Mattai’s constant exploration of materials likewise brings together several seemingly disparate parts to complete a whole. She is trained as a painter, but her art frequently employs found weavings and needlepoints so often relegated to “folk art,” or a lower “handicraft” status—work generally created by women. By incorporating these older textiles into her art, Mattai reclaims agency for these artists of earlier ages, saying:
My primary pursuit is to give voice to people whose voices were once quieted. [2]
In addition to reclaiming various materials as fine art, Mattai reimagines scenes (and by extension, history) dominated by colonial narratives. In Castaway, Mattai begins with a found needlepoint depicting an island or coastal scene with a British ship and soldier flanking a small figure—presumably an Indigenous or Indian (South Asian) child attempting to get on the boat and perhaps the namesake for the title—at the center of the work.
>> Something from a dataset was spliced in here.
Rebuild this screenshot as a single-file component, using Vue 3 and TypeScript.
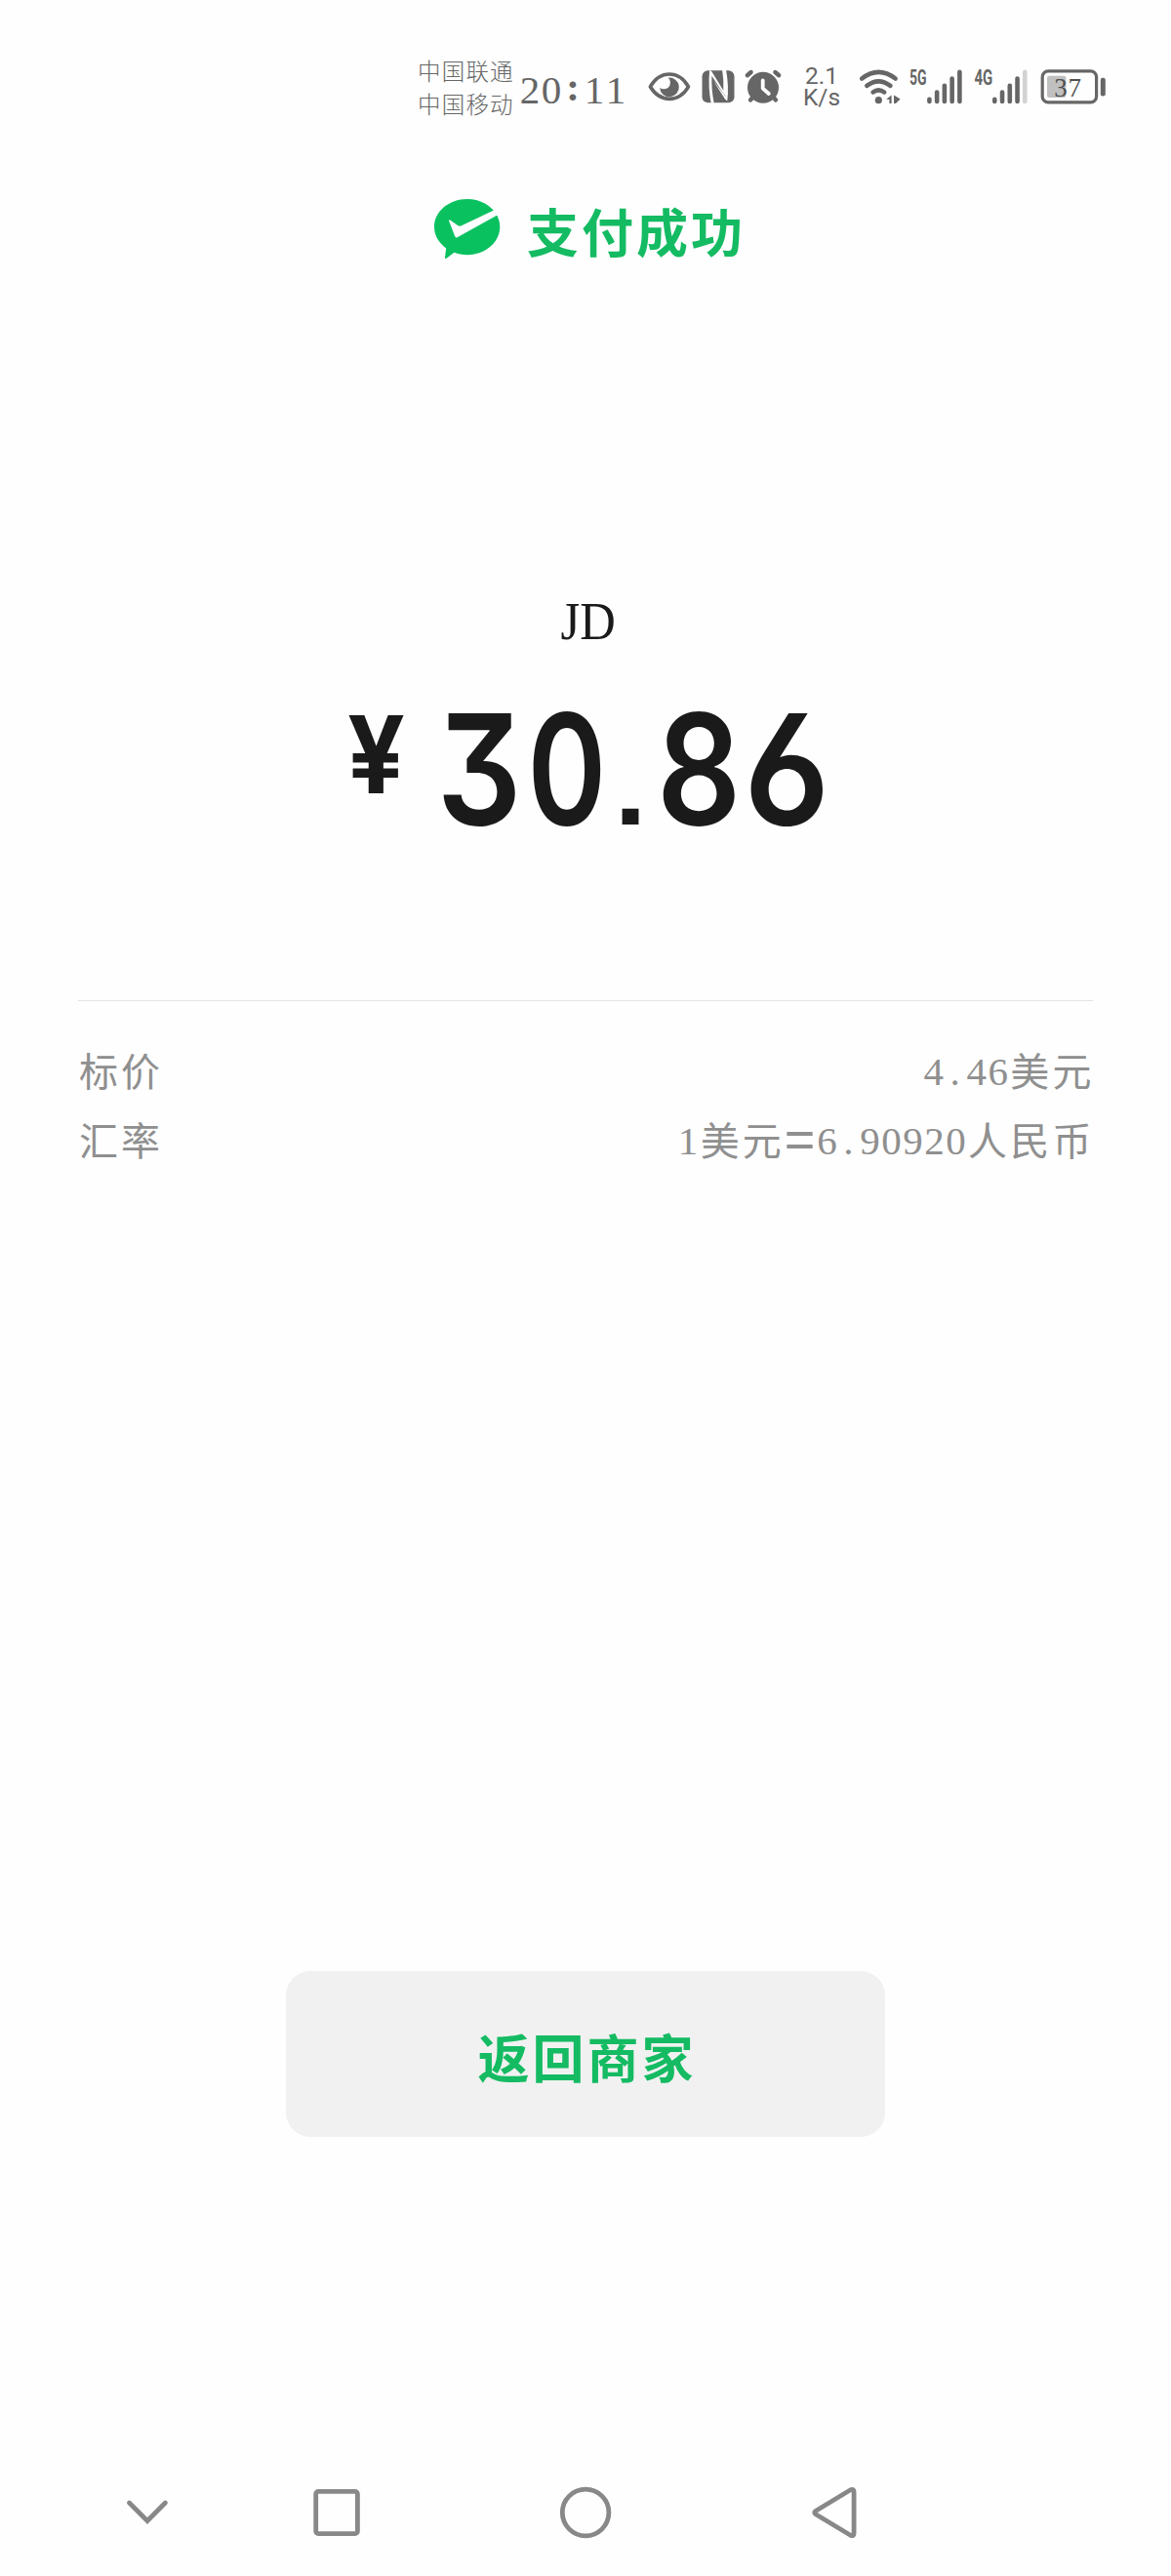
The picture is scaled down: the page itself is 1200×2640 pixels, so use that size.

Mattai isolates and highlights the child by incorporating starburst-like lines around the figure. She reclaims the innocence and humanity of the child and shifts the historical narrative that so often overlooks these lives, saying:
Re-writing this colonial history contributes to contemporary dialogue by making visible the struggles and perseverance of those who lived it. [3]
A monumental reunion
Exodus continues this discussion. Although there are no figures in the massive tapestry, the presence of the South Asian diaspora is manifest through the almost 200 globally sourced saris—it is a monumental reunion. Exodus is quite personal for the artist, clearly drawing from Mattai’s family history and experiences. But its underlying questioning of dominant historical narratives—particularly as they relate to migration and identity—is universal. As faded lines in Exodus slowly emerge, a sense of place—however tenuous—becomes apparent.